How to save spark streaming data in cassandra

build.sbt
Below are the contents included in build.sbt file
val sparkVersion = "1.6.3"
scalaVersion := "2.10.5"
resolvers += "Spark Packages Repo" at "https://dl.bintray.com/spark-packages/maven"
libraryDependencies ++= Seq(
"org.apache.spark" %% "spark-streaming" % sparkVersion,
"org.apache.spark" %% "spark-streaming-kafka" % sparkVersion)
libraryDependencies +="datastax" % "spark-cassandra-connector" % "1.6.3-s_2.10"
libraryDependencies +="org.apache.spark" %% "spark-sql" % "1.1.0"
Command to initialize shell:
The below command is the shell initialization procedure I followed
/usr/hdp/2.6.0.3-8/spark/bin/spark-shell --packages datastax:spark-cassandra-connector:1.6.3-s_2.10 --conf spark.cassandra.connection.host=127.0.0.1 –jars spark-streaming-kafka-assembly_2.10-1.6.3.jar
Note:
Here I specified jar specifically because SBT couldn’t fetch the required libraries of spark streaming kafka used at creation of kafkaStream in later sections
Import required libraries:
This section includes libraries to be imported that are used in various cases of the REPL session
import org.apache.spark.SparkConf; import org.apache.spark.streaming.StreamingContext; import org.apache.spark.streaming.Seconds; import org.apache.spark.streaming.kafka.KafkaUtils; import com.datastax.spark.connector._ ; import org.apache.spark.sql.cassandra._ ;
Setting up Spark Streaming Configuration:
Here am configuring configurations required for spark streaming context
val conf = new SparkConf().setMaster("local[*]").setAppName("KafkaReceiver")

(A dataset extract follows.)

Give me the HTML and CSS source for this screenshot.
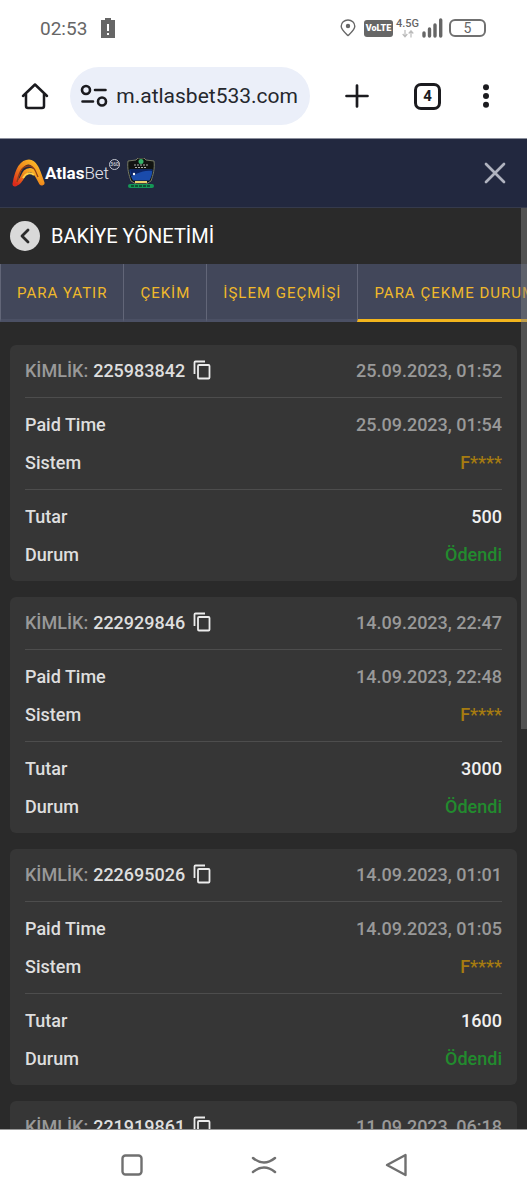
FILE: index.html
```
<!DOCTYPE html>
<html lang="tr">
<head>
<meta charset="utf-8">
<meta name="viewport" content="width=device-width, initial-scale=1">
<title>Bakiye Yönetimi</title>
<link rel="stylesheet" href="styles.css">
</head>
<body>
<div class="screen">
  <div class="status-bar">
    <span class="clock">02:53</span>
    <svg class="battery-alert" width="14" height="20" viewBox="0 0 14 20"><path d="M0 2h4V0h6v2h4v18H0z" fill="#666"/><path d="M6 6h2v7H6zM6 15h2v2H6z" fill="#fff"/></svg>
    <div class="status-icons">
      <svg width="16" height="18" viewBox="0 0 16 18" fill="none" stroke="#666" stroke-width="1.4"><path d="M8 16.6C4.500 13.200 1.200 10.500 1.200 7.200a6.800 6.200 0 0 1 13.600 0c0 3.300-3.300 6-6.800 9.400z"/><circle cx="8" cy="7" r="1.500" fill="#666"/></svg>
      <span class="volte">VoLTE</span>
      <span class="network"><span>4.5G</span><svg width="12" height="8" viewBox="0 0 12 8" fill="none" stroke="#bbb" stroke-width="1.200"><path d="M3 0v6.500M.700 4 3 6.800 5.300 4M9 7.500V1M6.700 3.500 9 .800l2.300 2.700"/></svg></span>
      <svg class="signal" width="21" height="20" viewBox="0 0 21 20" stroke="#666" stroke-width="3.400" stroke-linecap="round"><path d="M2 15v3M7.500 11v7M13 7v11M18.700 2v16"/></svg>
      <span class="battery">5</span>
    </div>
  </div>

  <div class="browser-bar">
    <button class="icon-button" aria-label="Ana sayfa"><svg width="28" height="28" viewBox="0 0 28 28" fill="none" stroke="#1b1b1f" stroke-width="2.500" stroke-linejoin="round" stroke-linecap="round"><path d="M2 14 14 2.500 26 14M5 12v12q0 2 2 2h14q2 0 2-2V12"/></svg></button>
    <label class="address">
      <svg width="28" height="24" viewBox="0 0 28 24" fill="none" stroke="#1b1b1f" stroke-width="2.600" stroke-linecap="round"><circle cx="6" cy="6" r="4"/><path d="M15 6h10.500M2.500 17.500h10.500"/><circle cx="22" cy="17.500" r="4"/></svg>
      <span class="address-clip"><input class="address-input" type="text" value="m.atlasbet533.com" aria-label="Adres"></span>
    </label>
    <button class="icon-button" aria-label="Yeni sekme"><svg width="24" height="24" viewBox="0 0 24 24" stroke="#1b1b1f" stroke-width="2.700" stroke-linecap="round"><path d="M12 1.500v21M1.500 12h21"/></svg></button>
    <button class="tab-count" aria-label="4 sekme">4</button>
    <button class="icon-button menu" aria-label="Menü"><svg width="8" height="24" viewBox="0 0 8 24" fill="#1b1b1f"><circle cx="4" cy="3.200" r="3"/><circle cx="4" cy="12" r="3"/><circle cx="4" cy="20.800" r="3"/></svg></button>
  </div>

  <main class="page">
    <header class="site-header">
      <a class="logo" href="#" aria-label="AtlasBet">
        <svg width="33" height="28" viewBox="0 0 33 28"><defs><linearGradient id="flame" x1="0" y1="1" x2="1" y2="0"><stop offset="0" stop-color="#dc2a1b"/><stop offset=".5" stop-color="#f08a1c"/><stop offset="1" stop-color="#ffc62b"/></linearGradient></defs><path d="M3 25C5 13 9 3 17 3c7 0 10 13 13 21" fill="none" stroke="url(#flame)" stroke-width="5" stroke-linecap="round"/><path d="M4 25C12 22 10 11 18 11c5 0 7 6 11 13" fill="none" stroke="url(#flame)" stroke-width="4" stroke-linecap="round"/><path d="M5 23C8 10 11 7 17 7c5 0 7 6 9 11" fill="none" stroke="#8e3d18" stroke-width="1.300"/><path d="M11 19c3-5 7-6 11-3" fill="none" stroke="#ffd24a" stroke-width="2"/></svg>
        <span class="wordmark"><b>Atlas</b>Bet</span>
        <span class="logo-badge">360</span>
      </a>
      <svg class="crest" width="28" height="31" viewBox="0 0 28 31"><path d="M1 3l8-1 2-2h6l2 2 8 1c1 8-1 14-3 20l-5 3H9l-5-3C2 17 0 11 1 3z" fill="#111411" stroke="#777b66"/><path d="M2.500 11.500h23c0 4-1 7-3 11H6c-2-4-3.500-7-3.500-11z" fill="#1a4bab"/><path d="M4 18c6-1 9-6 21-5v-1.500H3z" fill="#0c2464"/><path d="M8 24h12" stroke="#e9d26a" stroke-width="2"/><circle cx="14" cy="3.500" r="2.500" fill="#35b56b"/><path d="M7 7h14M8 9.500h12" stroke="#aeb3ac" stroke-dasharray="2 1"/><circle cx="7" cy="16" r="1.200" fill="#fff"/><rect x="1" y="26" width="26" height="4" rx="2" fill="#159657"/><path d="M4 28h20" stroke="#0b3d27" stroke-width="1.500" stroke-dasharray="3 1"/></svg>
      <button class="close" aria-label="Kapat"><svg width="22" height="22" viewBox="0 0 22 22" stroke="#b0b3bf" stroke-width="2.700" stroke-linecap="round"><path d="M2 2l18 18M20 2 2 20"/></svg></button>
    </header>

    <div class="title-bar">
      <button class="back" aria-label="Geri"><svg width="10" height="16" viewBox="0 0 10 16" fill="none" stroke="#2b2b2b" stroke-width="2.800" stroke-linecap="round" stroke-linejoin="round"><path d="M8 2 2 8l6 6"/></svg></button>
      <h1>BAKİYE YÖNETİMİ</h1>
    </div>

    <nav class="tabs">
      <a href="#">PARA YATIR</a>
      <a href="#">ÇEKİM</a>
      <a href="#">İŞLEM GEÇMİŞİ</a>
      <a href="#" class="active">PARA ÇEKME DURUMU</a>
    </nav>

    <div class="cards" id="cards"></div>
    <div class="scrollbar"></div>
  </main>

  <div class="system-nav">
    <button aria-label="Son uygulamalar"><svg width="22" height="22" viewBox="0 0 22 22" fill="none" stroke="#707070" stroke-width="2.400"><rect x="1.500" y="1.500" width="19" height="19" rx="3"/></svg></button>
    <button aria-label="Ana ekran"><svg width="26" height="18" viewBox="0 0 26 18" fill="none" stroke="#707070" stroke-width="2.500" stroke-linecap="round"><path d="M2 2q11 9 22 0M2 16q11-9 22 0"/></svg></button>
    <button aria-label="Geri"><svg width="22" height="24" viewBox="0 0 22 24" fill="none" stroke="#707070" stroke-width="2.400" stroke-linejoin="round"><path d="M20.500 2v20L2 12z"/></svg></button>
  </div>
</div>
<script src="cards.js"></script>
</body>
</html>
```
FILE: cards.js
```
const payments = [
  { id: "225983842", created: "25.09.2023, 01:52", paid: "25.09.2023, 01:54", amount: 500 },
  { id: "222929846", created: "14.09.2023, 22:47", paid: "14.09.2023, 22:48", amount: 3000 },
  { id: "222695026", created: "14.09.2023, 01:01", paid: "14.09.2023, 01:05", amount: 1600 },
  { id: "221919861", created: "11.09.2023, 06:18" }
];

const copyIcon = '<svg width="18" height="20" viewBox="0 0 18 20" fill="none" stroke="#ececec" stroke-width="1.800" stroke-linejoin="round"><path d="M1.500 14V2.500q0-1 1-1H12"/><rect x="5" y="5" width="11.500" height="13.500" rx="1"/></svg>';

const details = (p) => p.paid ? `
  <dl class="group">
    <div class="row"><dt>Paid Time</dt><dd class="muted">${p.paid}</dd></div>
    <div class="row"><dt>Sistem</dt><dd class="system">F****</dd></div>
  </dl>
  <dl class="group">
    <div class="row"><dt>Tutar</dt><dd class="amount">${p.amount}</dd></div>
    <div class="row"><dt>Durum</dt><dd class="paid">Ödendi</dd></div>
  </dl>` : "";

document.getElementById("cards").innerHTML = payments.map((p) => `
  <article class="card">
    <div class="card-head">
      <span class="muted">KİMLİK:</span>
      <span>${p.id}</span>
      <button class="copy" aria-label="Kopyala">${copyIcon}</button>
      <time class="muted">${p.created}</time>
    </div>${details(p)}
  </article>`).join("");
```
FILE: styles.css
```
* { box-sizing: border-box; }
body { margin: 0; background: #fff; font-family: Roboto, "Liberation Sans", sans-serif; }
button { padding: 0; border: 0; background: none; display: grid; place-items: center; font-family: inherit; }
svg { display: block; flex: none; }
a { text-decoration: none; }

.screen { height: 100vh; display: flex; flex-direction: column; overflow: hidden; }

.status-bar { flex: none; height: 56px; padding: 0 41px 0 40px; display: flex; align-items: center; color: #666; }
.clock { font-size: 19px; }
.battery-alert { margin-left: 14px; }
.status-icons { margin-left: auto; display: flex; align-items: center; }
.volte { margin-left: 8px; width: 29px; height: 17px; border-radius: 3px; background: #666; color: #fff; font-size: 9px; font-weight: 900; line-height: 17px; text-align: center; }
.network { margin-left: 4px; width: 21px; display: flex; flex-direction: column; align-items: center; gap: 1px; font-size: 11px; line-height: 11px; font-weight: 500; }
.signal { margin-left: 4px; }
.battery { margin-left: 6px; width: 37px; height: 18px; border: 2px solid #707070; border-radius: 6px; font-size: 14px; line-height: 15px; text-align: center; }

.browser-bar { flex: none; height: 82px; padding: 11px 37px 13px 21px; display: flex; align-items: center; }
.icon-button { flex: none; height: 40px; }
.address { flex: 1; min-width: 0; height: 58px; margin: 0 35px 0 21px; padding: 0 12px 0 10px; display: flex; align-items: center; gap: 9px; border-radius: 29px; background: #ebeff9; }
.address-clip { flex: 1; min-width: 0; display: flex; justify-content: flex-end; overflow: hidden; }
.address-input { flex: none; width: 240px; padding: 0; border: 0; outline: 0; background: none; color: #25272d; font: 21px/28px Roboto, sans-serif; text-align: right; }
.tab-count { flex: none; width: 27px; height: 27px; margin: 0 41px 0 45px; border: 3px solid #1b1b1f; border-radius: 7px; color: #1b1b1f; font-size: 15px; font-weight: 700; line-height: 20px; }

.page { position: relative; flex: 1; min-height: 0; overflow: hidden; background: #2a2a2a; border-bottom: 1px solid #999; }
.site-header { height: 70px; padding: 0 21px 0 12px; display: flex; align-items: center; background: #22283f; border-top: 1px solid #8b8f9c; border-bottom: 1px solid #353a4c; }
.logo { display: flex; align-items: center; color: #e4e6ed; }
.wordmark { font-size: 17px; font-weight: 300; line-height: 28px; }
.wordmark b { font-weight: 700; color: #fff; }
.logo-badge { align-self: flex-start; width: 11px; height: 11px; border: 1px solid #c5c8d2; border-radius: 50%; font-size: 5px; line-height: 9px; text-align: center; }
.crest { margin-left: 7px; }
.close { margin-left: auto; }

.title-bar { height: 56px; padding: 0 10px; display: flex; align-items: center; gap: 11px; }
.back { width: 30px; height: 30px; border-radius: 50%; background: #d9d9d9; }
h1 { margin: 0; color: #fff; font-size: 20px; font-weight: 400; line-height: 28px; }

.tabs { height: 58px; display: flex; overflow: hidden; background: #42475a; }
.tabs a { flex: none; padding: 0 16px; border-left: 1px solid #626678; border-bottom: 3px solid #4b5064; color: #f0b92b; font-size: 15px; line-height: 58px; letter-spacing: 1px; white-space: nowrap; }
.tabs .active { border-bottom-color: #f2b51d; }

.cards { padding: 23px 10px 0; display: grid; gap: 16px; }
.card { padding: 0 15px; border-radius: 6px; background: #363636; color: #dedede; font-size: 18px; font-weight: 500; }
.card-head { height: 52px; padding-bottom: 2px; display: flex; align-items: center; gap: 5px; }
.card-head time { margin-left: auto; }
.copy { margin-left: 3px; }
.group { margin: 0; padding: 7px 0 8px; border-top: 1px solid #4d4d4d; }
.row { height: 38px; display: flex; align-items: center; justify-content: space-between; }
dd { margin: 0; }
.muted { color: #999; }
.system { color: #a67c10; }
.amount { color: #f0f0f0; }
.paid { color: #228b2e; }
.scrollbar { position: absolute; top: 70px; right: 0; width: 6px; height: 521px; background: rgba(128, 128, 128, 0.45); }

.system-nav { flex: none; height: 70px; display: grid; grid-template-columns: repeat(3, 132px); justify-content: center; align-items: center; justify-items: center; }
```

conf.set("spark.driver.allowMultipleContexts", "true"); // Required to set this to true because during // shell initialization or starting we a spark context is created with configurations of highlighted
conf.setMaster("local"); // then we are assigning those cofigurations locally
Creation of SparkStreamingContext using above configurations:
Using configurations defined above we create a spark streaming context in the below way
val ssc = new StreamingContext(conf, Seconds(1)); // Seconds here describe the interval to fetch
Creating a Kafka stream using above Spark Streaming Context aka SSC:
Here ssc is spark streaming context that was created above,
“localhost:2181” is ZKquoram
"spark-streaming-consumer-group" is consumer group
Map("test3" -> 5) is Map(“topic” -> number of partitions )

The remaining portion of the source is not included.